As potências políticas e econômicas da época: Egito – manteve o domínio da Palestina antes de Israel chegar. Assíria – começa a se expandir no século IX a.C. domina Samaria em 721 a.C. após uma derrota para o Egito, é dominada pela Babilônia em 612 a.C. Teglat Falasar, rei assírio, tinha como objetivo obter o controle de todas as vias de acesso ao Egito. Babilônia – ganha notoriedade com Hamurabi no século XVIII a.C. Passa algum tempo sob o domínio assírio. Emerge novamente em 625 a.C. Invade Jerusalém em 597 a.C., dez anos depois destrói essa cidade (587 a.C.). Em 538 a.C. a Babilônia é destruída pelos persas. Persas – este povo se impõe como grande potência a partir de Ciro (550 a.C. a 529 a.C.), que conquista o Oriente Médio e em 330 a.C. é vencido por Alexandre, O Grande. Gregos – Alexandre domina a Palestina em 333 a.C. Dois generais seus mantiveram o domínio sobre a Palestina de 320 a 198 a.C. (Lágidas do Egito (320 – 198 a.C.) Selêucidas de Antioquia – 198 – 63 a.C). Romanos – O General Pompeu domina Selêucidas em 63 a.C. ficando a Palestina, a partir de então, sob o domínio romano. No ano 70 d.C. o General Tito invade e destrói Jerusalém. Em razão dessas constantes invasões, Israel era sempre tentado a escapar de uma nação fazendo aliança com outra. A situação geográfica da Palestina, portanto, trouxe várias influências ao povo palestino no campo cultural, político e mesmo religioso.

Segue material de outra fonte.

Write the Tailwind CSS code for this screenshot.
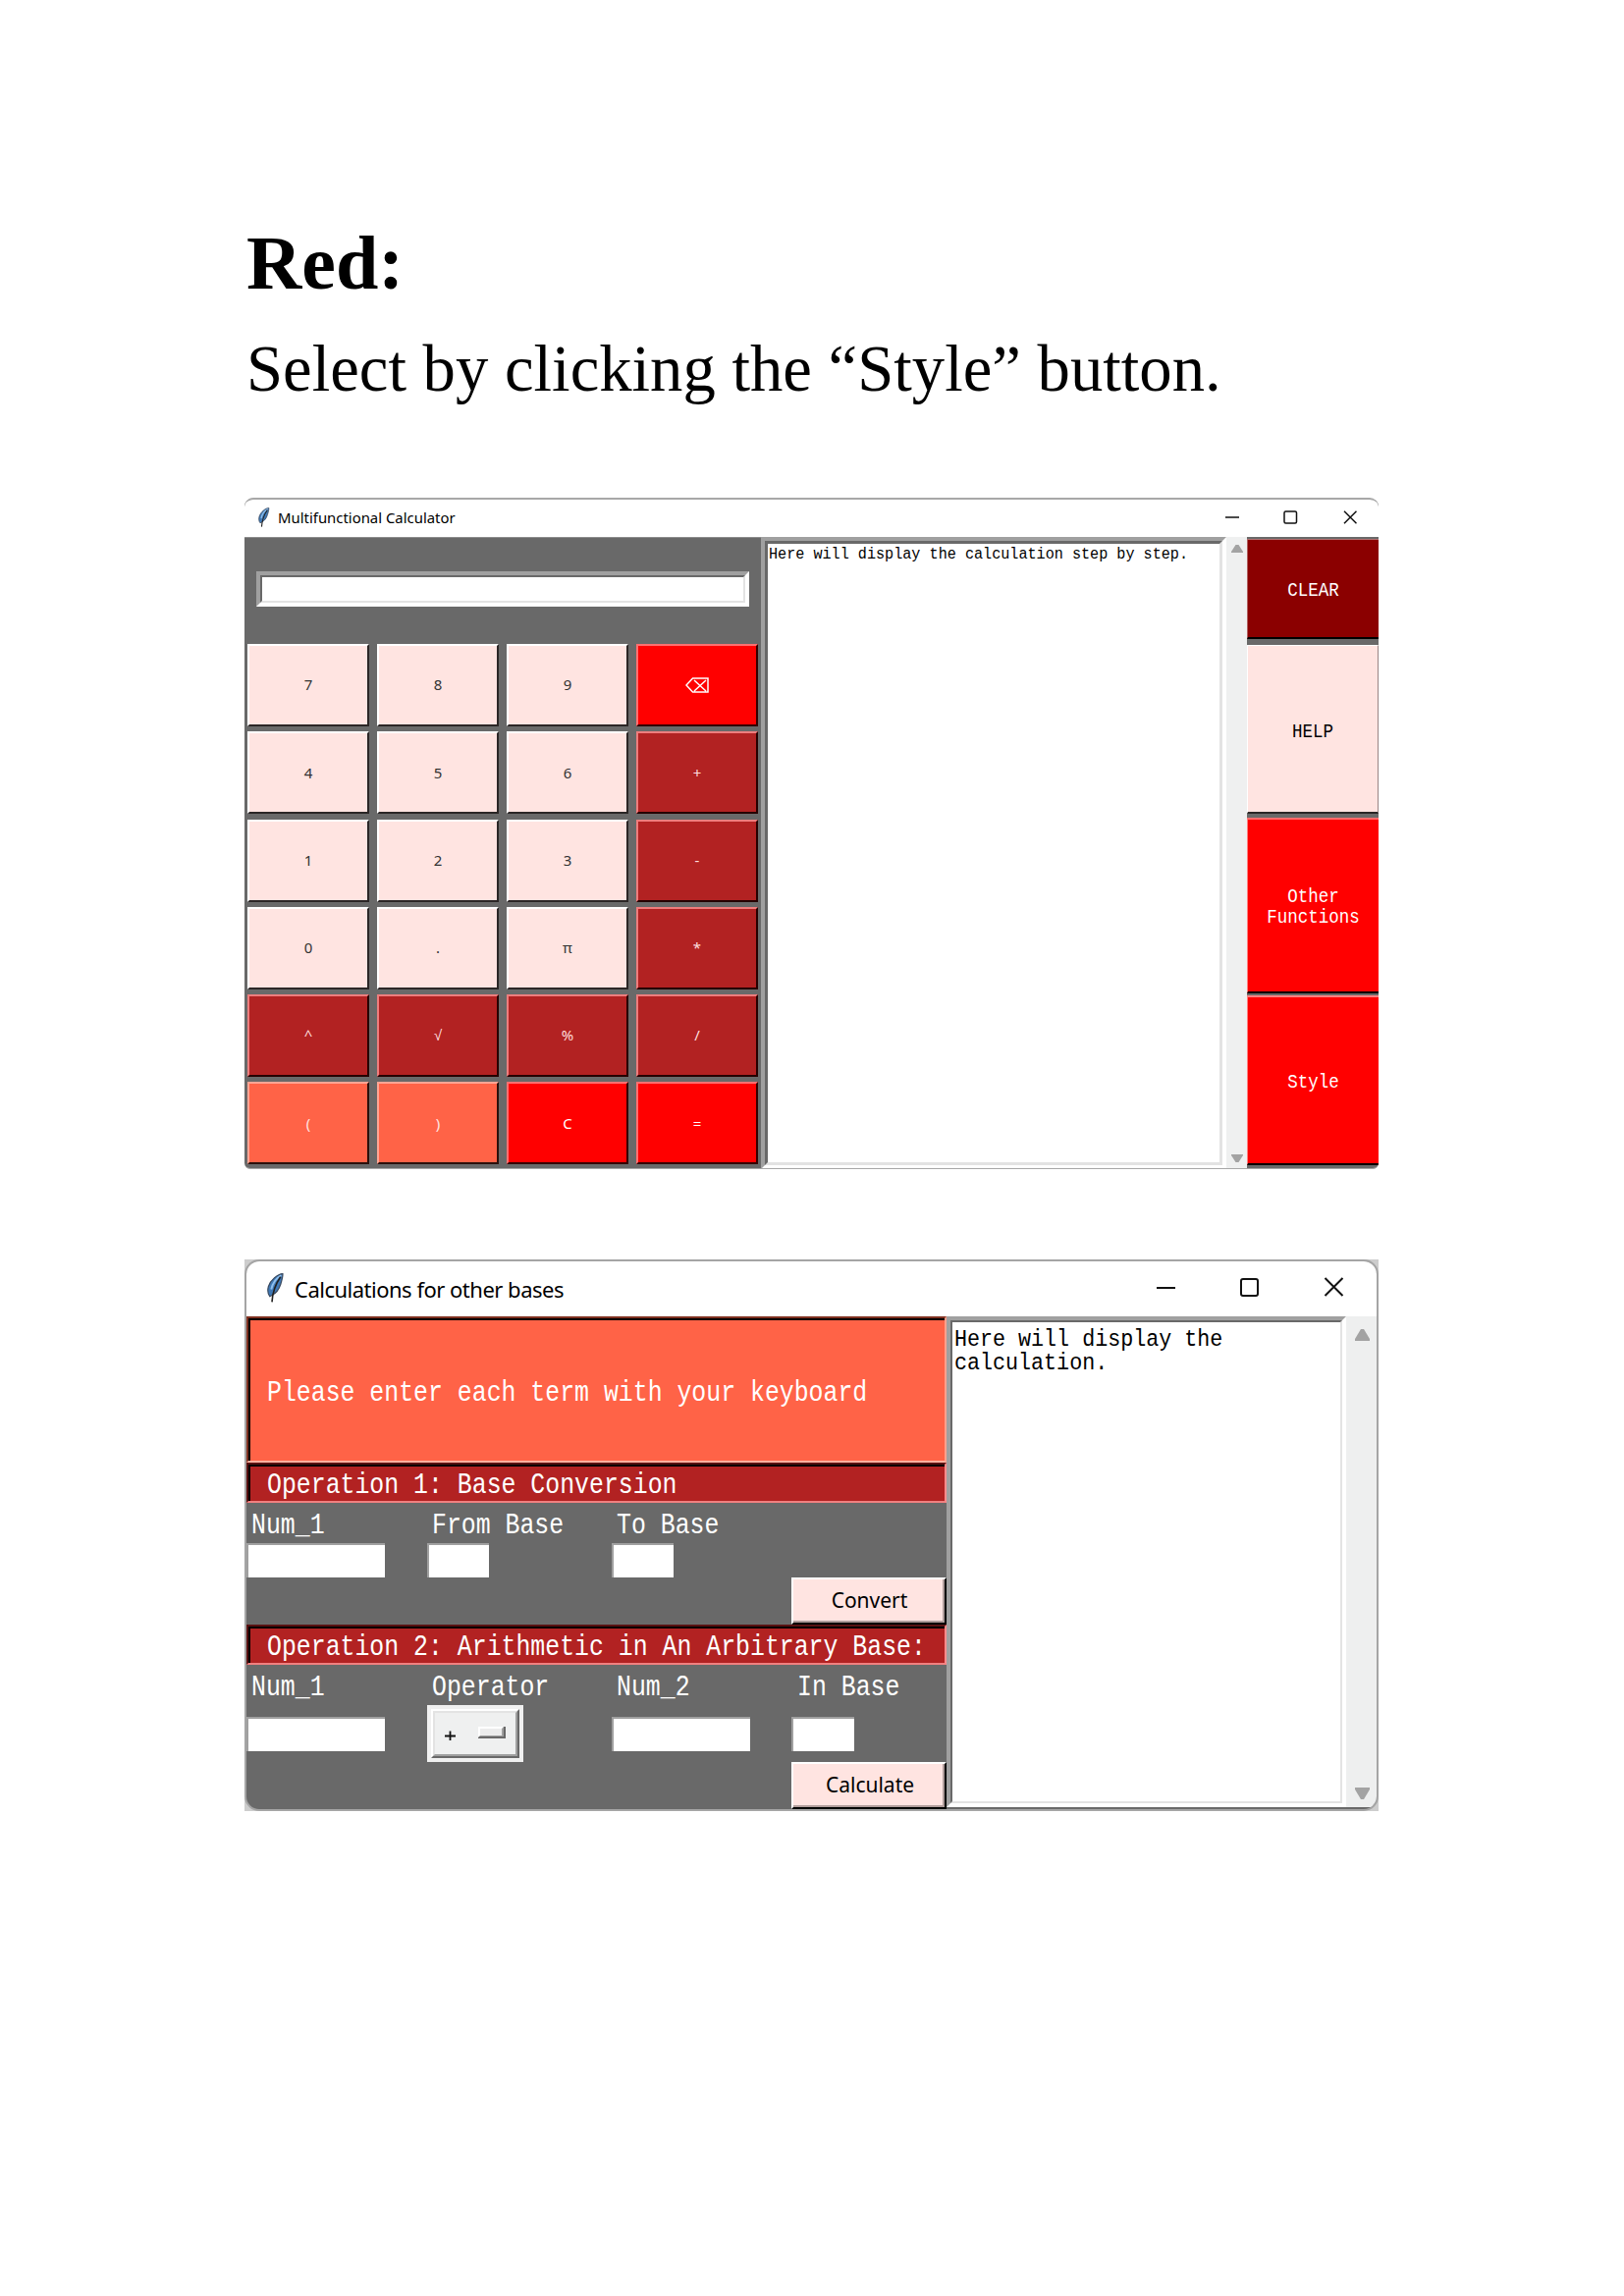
<!DOCTYPE html>
<html lang="en">
<head>
<meta charset="utf-8">
<title>Red style</title>
<script src="https://cdn.jsdelivr.net/npm/@tailwindcss/browser@4"></script>
</head>
<body class="bg-white text-black">
<svg class="hidden">
  <symbol id="feather" viewBox="0 0 12 20">
    <path d="M11.3 .4C8 .6 3 4.500 1.600 9c-.7 2.600-.5 5 .9 6.800L4 15c3-1.500 4.800-4 5.900-7.500C10.800 4.500 11.500 2 11.300.4Z" fill="#3f78b5" stroke="#3a4a60" stroke-width=".8"/>
    <path d="M10.300 1.500C7.500 3 4.500 6.500 3.500 11" stroke="#8fc0ee" stroke-width="1.300" fill="none"/>
    <path d="M9.800 2.500C7 6.500 4.500 11 4 19.600" stroke="#222" stroke-width="1.100" fill="none"/>
  </symbol>
</svg>
<main class="flex h-[2339px] w-[1654px] flex-col pl-[249px] pt-[223px]">
  <h1 class="h-[102px] whitespace-nowrap pl-[2px] font-['Liberation_Serif',serif] text-[78px] leading-[90px] font-bold">Red:</h1>
  <p class="h-[182px] whitespace-nowrap pl-[2px] font-['Liberation_Serif',serif] text-[66.700px] leading-[102px]">Select by clicking the “Style” button.</p>

  <section class="flex h-[684px] w-[1155px] flex-col overflow-hidden rounded-t-[9px] rounded-b-[6px] border-t-2 border-b border-[#a8a8a8] bg-[#696969]">
    <header class="flex h-[38px] shrink-0 items-center bg-white pb-[2px] pl-[13px] pr-[22px]">
      <svg class="h-[20px] w-[13px]"><use href="#feather"/></svg>
      <span class="ml-[8px] flex-1 whitespace-nowrap pt-[1px] font-['Noto_Sans',sans-serif] text-[14.900px]">Multifunctional Calculator</span>
      <svg class="h-[14px] w-[134px]" fill="none" stroke="#111" stroke-width="1.500"><path d="M0 7h14M121 .7l12.500 12.600M133.500.7L121 13.300"/><rect x="60" y="1" width="12.500" height="12" rx="1.500"/></svg>
    </header>
    <div class="flex flex-1">
      <div class="w-[526px] shrink-0 border-t border-[#8c8c8c] pl-[3px]">
        <div class="ml-[9px] mt-[34px] h-[36px] w-[502px] border-4 border-t-[#a0a0a0] border-l-[#a0a0a0] border-r-white border-b-white"><div class="h-full border-2 border-t-[#696969] border-l-[#696969] border-r-[#e3e3e3] border-b-[#e3e3e3] bg-white"></div></div>
        <div id="keys" class="mt-[38px] grid grid-cols-[124px_124px_124px_124px] grid-rows-[84px_84px_84px_84px_84px_84px] gap-x-[8px] gap-y-[5.300px] font-['Noto_Sans',sans-serif] text-[15px]"></div>
      </div>
      <div class="h-[644px] w-[474px] shrink-0 border-4 border-t-[#a0a0a0] border-l-[#a0a0a0] border-r-white border-b-white">
        <div class="h-full border-[3px] border-t-[#696969] border-l-[#696969] border-r-[#e3e3e3] border-b-[#e3e3e3] bg-white"><div class="origin-top scale-y-[1.1] whitespace-nowrap font-['Liberation_Mono',monospace] text-[15.150px] leading-[20px] pl-px">Here will display the calculation step by step.</div></div>
      </div>
      <div class="flex h-[644px] w-[21px] shrink-0 flex-col items-center justify-between bg-[#eff0f0] pt-[8px] pb-[7px]">
        <svg class="h-[8px] w-[12px]" fill="#a3a3a3"><path d="M4.500 0h3L12 7v1H0V7Z"/></svg>
        <svg class="h-[8px] w-[12px]" fill="#a3a3a3"><path d="M4.500 8h3L12 1V0H0v1Z"/></svg>
      </div>
      <div class="flex w-[134px] flex-col pt-[2px] text-center font-['Liberation_Mono',monospace] text-[17.500px] leading-[18px] text-white">
        <div class="flex h-[102px] items-center justify-center border-t border-b-2 border-l border-t-[#b07070] border-l-[#b06060] border-b-black bg-[#8b0000] pt-[2px]"><span class="scale-y-[1.2]">CLEAR</span></div>
        <div class="mt-[6px] flex h-[172px] items-center justify-center border-t border-r border-b-2 border-l border-t-white border-l-white border-r-[#998585] border-b-[#2a2626] bg-[#ffe4e1] pt-[4px] text-black"><span class="scale-y-[1.2]">HELP</span></div>
        <div class="mt-[4px] flex h-[179px] items-center justify-center border-t-2 border-b-2 border-l border-t-[#ff6b6b] border-l-[#ff8080] border-b-black bg-[#ff0000] pt-[2px]"><span class="scale-y-[1.150]">Other<br>Functions</span></div>
        <div class="mt-[2px] flex h-[173px] items-center justify-center border-t-2 border-b-2 border-l border-t-[#ff8080] border-l-[#ff8080] border-b-black bg-[#ff0000] pt-[3px]"><span class="scale-y-[1.2]">Style</span></div>
      </div>
    </div>
  </section>

  <section class="mt-[92px] h-[562px] w-[1155px] bg-[#cdcdcd]">
    <div class="flex h-full flex-col overflow-hidden rounded-[15px] border-2 border-[#a5a5a5] bg-[#696969]">
      <header class="flex h-[56px] shrink-0 items-center bg-white pb-[2px] pl-[20px] pr-[33px]">
        <svg class="h-[30px] w-[18px]"><use href="#feather"/></svg>
        <span class="ml-[11px] flex-1 whitespace-nowrap pt-[2px] font-['Noto_Sans',sans-serif] text-[22px] tracking-[-0.5px]">Calculations for other bases</span>
        <svg class="h-[20px] w-[191px] -translate-y-[1px]" fill="none" stroke="#111" stroke-width="2"><path d="M0 11h19M171.500 1l18 18M189.500 1l-18 18"/><rect x="86" y="2" width="17" height="17" rx="2"/></svg>
      </header>
      <div class="flex flex-1">
        <div class="w-[713px] shrink-0 font-['Liberation_Mono',monospace] text-[24.850px] leading-[28px] text-white">
          <div class="h-[149px] border-2 border-t-[#7f3121] border-l-[#7f3121] border-r-[#ffa08c] border-b-[#ffb09f]"><div class="flex h-full items-center border-t-2 border-l-2 border-black bg-[#ff6347] pl-[17px] pt-[4px] whitespace-nowrap"><span class="scale-y-[1.15]">Please enter each term with your keyboard</span></div></div>
          <div class="h-[41px] border-2 border-t-[#581111] border-l-[#581111] border-r-[#ff8a8a] border-b-[#f08080]"><div class="flex h-full items-center border-t-2 border-l-2 border-black bg-[#b22222] pl-[17px] pt-[3px] whitespace-nowrap"><span class="scale-y-[1.15]">Operation 1: Base Conversion</span></div></div>
          <div class="grid h-[124px] grid-cols-[184px_188px_183px_158px] grid-rows-[41px_35px_48px] items-center">
            <span class="scale-y-[1.15] pl-[5px] pt-[4px]">Num_1</span><span class="scale-y-[1.15] pl-[5px] pt-[4px] whitespace-nowrap">From Base</span><span class="scale-y-[1.15] pl-[5px] pt-[4px]">To Base</span><span></span>
            <div class="h-full w-[141px] border-t-2 border-l-2 border-[#a0a0a0] bg-white"></div><div class="h-full w-[63px] border-t-2 border-l-2 border-[#a0a0a0] bg-white"></div><div class="h-full w-[63px] border-t-2 border-l-2 border-[#a0a0a0] bg-white"></div><span></span>
            <div class="col-start-4 h-full border-2 border-t-white border-l-white border-r-black border-b-black"><div class="flex h-full items-center justify-center border-r-2 border-b-2 border-[#b09d9b] bg-[#ffe4e1] pl-[3px] font-['Noto_Sans',sans-serif] text-[21px] text-black">Convert</div></div>
          </div>
          <div class="h-[41px] border-2 border-t-[#581111] border-l-[#581111] border-r-[#ff8a8a] border-b-[#f08080]"><div class="flex h-full items-center border-t-2 border-l-2 border-black bg-[#b22222] pl-[17px] pt-[3px] whitespace-nowrap"><span class="scale-y-[1.15]">Operation 2: Arithmetic in An Arbitrary Base:</span></div></div>
          <div class="grid h-[147px] grid-cols-[184px_188px_183px_158px] grid-rows-[41px_58px_48px] items-center">
            <span class="scale-y-[1.15] pl-[5px] pt-[5px]">Num_1</span><span class="scale-y-[1.15] pl-[5px] pt-[5px]">Operator</span><span class="scale-y-[1.15] pl-[5px] pt-[5px]">Num_2</span><span class="scale-y-[1.15] pl-[6px] pt-[5px]">In Base</span>
            <div class="h-[35px] w-[141px] border-t-2 border-l-2 border-[#a0a0a0] bg-white"></div>
            <div class="h-[58px] w-[98px] bg-[#f0f0f0] p-[4px]"><div class="h-full border-2 border-t-white border-l-white border-r-[#696969] border-b-[#696969]"><div class="flex h-full items-center border-2 border-t-[#e3e3e3] border-l-[#e3e3e3] border-r-[#a0a0a0] border-b-[#a0a0a0] bg-[#eff0f0] pl-[10px]"><svg class="h-[14px] w-[70px]"><path d="M0 9.500h11M5.500 4.500v10" stroke="#111" stroke-width="1.800"/><path d="M34 0h28v12H34Z" fill="#696969"/><path d="M34 0h26v10H34Z" fill="#a0a0a0"/><path d="M34 0h26l-2 2H36v7l-2 2Z" fill="#fff"/><rect x="36" y="2" width="22" height="7" fill="#ececec"/></svg></div></div></div>
            <div class="h-[35px] w-[141px] border-t-2 border-l-2 border-[#a0a0a0] bg-white"></div>
            <div class="h-[35px] w-[64px] border-t-2 border-l-2 border-[#a0a0a0] bg-white"></div>
            <div class="col-start-4 h-full border-2 border-t-white border-l-white border-r-black border-b-black"><div class="flex h-full items-center justify-center border-r-2 border-b-2 border-[#b09d9b] bg-[#ffe4e1] pl-[4px] font-['Noto_Sans',sans-serif] text-[21px] text-black">Calculate</div></div>
          </div>
        </div>
        <div class="h-[500px] w-[407px] shrink-0 border-4 border-t-[#a0a0a0] border-l-[#a0a0a0] border-r-white border-b-white">
          <div class="h-full border-2 border-t-[#696969] border-l-[#696969] border-r-[#e3e3e3] border-b-[#e3e3e3] bg-white"><div class="origin-top scale-y-[1.12] whitespace-nowrap pl-[2px] pt-[5px] font-['Liberation_Mono',monospace] text-[21.700px] leading-[21.700px]">Here will display the<br>calculation.</div></div>
        </div>
        <div class="flex h-[500px] flex-1 flex-col items-center justify-between bg-[#eeefef] pt-[13px] pb-[8px]">
          <svg class="h-[12px] w-[15px] translate-x-[1px]" fill="#a3a3a3"><path d="M6 0h3l6 10v2H0v-2Z"/></svg>
          <svg class="h-[12px] w-[15px] translate-x-[1px]" fill="#a3a3a3"><path d="M6 12h3l6-10V0H0v2Z"/></svg>
        </div>
      </div>
    </div>
  </section>
</main>
<script>
const tones = {
  pink: 'border-t-white border-l-white border-r-[#2b2626] border-b-[#2b2626] bg-[#ffe4e1] text-[#333]',
  red: 'border-t-[#ff7070] border-l-[#ff7070] border-r-[#300] border-b-[#300] bg-[#ff0000] text-white',
  brick: 'border-t-[#ee7d7d] border-l-[#ee7d7d] border-r-[#250000] border-b-[#250000] bg-[#b22222] text-[#ffdede]',
  tomato: 'border-t-[#ffa594] border-l-[#ffa594] border-r-[#2a100c] border-b-[#2a100c] bg-[#ff6347] text-[#ffe4e1]'
};
const erase = '<svg class="h-[16px] w-[24px]" fill="none" stroke="#fff" stroke-width="1.500"><path d="M7.500 1H23v14H7.500L1 8ZM9 3l12 11M21 3L9 14"/></svg>';
const keys = [
  ['7','pink'],['8','pink'],['9','pink'],[erase,'red'],
  ['4','pink'],['5','pink'],['6','pink'],['+','brick'],
  ['1','pink'],['2','pink'],['3','pink'],['-','brick'],
  ['0','pink'],['.','pink'],['π','pink'],['*','brick'],
  ['^','brick'],['√','brick'],['%','brick'],['/','brick'],
  ['(','tomato'],[')','tomato'],['C','red'],['=','red']
];
document.getElementById('keys').innerHTML = keys.map(([label, tone]) =>
  `<div class="flex items-center justify-center border-2 pb-[1px] ${tones[tone]}">${label}</div>`).join('');
</script>
</body>
</html>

1.1. O período dos Patriarcas de Israel entre 1900 – 1600 a.C (cf. Gn 12)
Com Abraão tem início a história de um povo. Inicialmente essa história acontece com fatos relacionados a uma família que dá origem ao povo de Israel, estendendo-se por três gerações. Em Ur dos Caldeus (Mesopotâmia) Abraão recebe a promessa da terra (Canaã) e de um povo (Israel). A promessa da terra e da formação de um povo se tornou um dos elementos de grande significado para a fé desse povo.